Artículos YMC: Lacustre
Foto: Mikko Lagerstedt |
Por Juan Malebrán
La arena es gruesa y gris. La luz poco a poco disminuye. Una pandilla de golondrinas se pierde en el matorral.
Hace años, en las primeras acampadas juveniles, nos preguntábamos quiénes habrían sido los pioneros en el arte de ir y venir con la casa a cuestas. Elegir suelo. Armar y desarmar el refugio donde reposar los huesos. Entregarse a la intimidad que otorga en su delgadez una tela tensada a un costado del paisaje.
En aquella época nos aventurábamos al desierto. Por lo que poco o nada se podría abalanzar en mitad de la noche sobre nosotros. Aún así, resultaba imposible negarse al disfrute e imaginar los peligros ofrecidos por la inmensidad de la pampa. Una horda rabiosa de perros salvajes, mineros trepando con palas y chuzos desde el fondo del pique o saqueadores de cementerios dispuestos a abrirnos la cabeza con el golpe seco de algún fémur. Desde ahí, la navaja siempre a mano se fue transformando en la manera más confiable de conciliar el sueño. Nos gustaba; éramos felices lejos del catre, a ras de suelo, oscuros como una boca alumbrada por una linterna en pleno bostezo.
Sabíamos de Jabal. Antes de abandonar la catequesis su nombre asomó al preguntar sobre el lejano eriazo. «El padre de los nómades» —dijeron—; «el primero en vivir en tiendas y criar ovejas y cabras». «Previo a él, nadie» —aseguraban los feligreses.

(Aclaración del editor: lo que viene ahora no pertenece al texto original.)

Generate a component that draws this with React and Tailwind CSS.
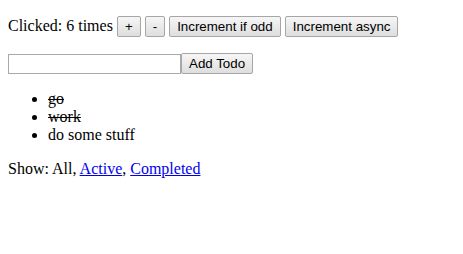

Y ante tal certidumbre fue imposible sentirnos satisfechos.
¿Acaso no hubo algún loco escapando de su familia y del tedio cavernario?, ¿cazadores haciendo uso del ingenio después de extraviar el camino de regreso?, ¿amantes dispuestos a tomar distancia con tal de ofrecerle al ojo el aire que este siempre reclama?
El vagabundaje de los judíos, los bereberes. Plegar y desplegar para los mongoles y sus yurtas. Sultanes. Romanos. La velocidad con que las mujeres levantaron sus tipis en Norteamérica. Expediciones. Campamentos militares como aquel que montamos nosotros mismos en la desembocadura de Caleta Vitor. O el siglo XX y la ligereza del ocio y el camping recreativo. Sin embargo, ¿quiénes aquellos que llamaban nuestra atención cuando nos cubría la camanchaca?
Tardaríamos en tener una idea sobre estos personajes. Harían falta otras carpas y otras geografías antes de enterarnos que en la actual Moldavia se daba con los vestigios de los primeros asentamientos móviles. Huesos de mamut, pieles, ramas, amarres. Es decir, un campamento parecido al nuestro, pero en medio del Pleistoceno. Moldavia, entonces, y con ella la intemperie, el apuro para acomodar las piezas antes de acabar el día. La ferocidad del viento poniendo a prueba armazón y paredes. Allá, al parecer y de momento, los pioneros en el arte de ir y venir con la casa a cuestas.
Acá, mientras tanto, el oleaje ligero del lago. La luz ya ida por completo. Y el poliéster que mañana cargaremos en nuestra espalda, nuevamente.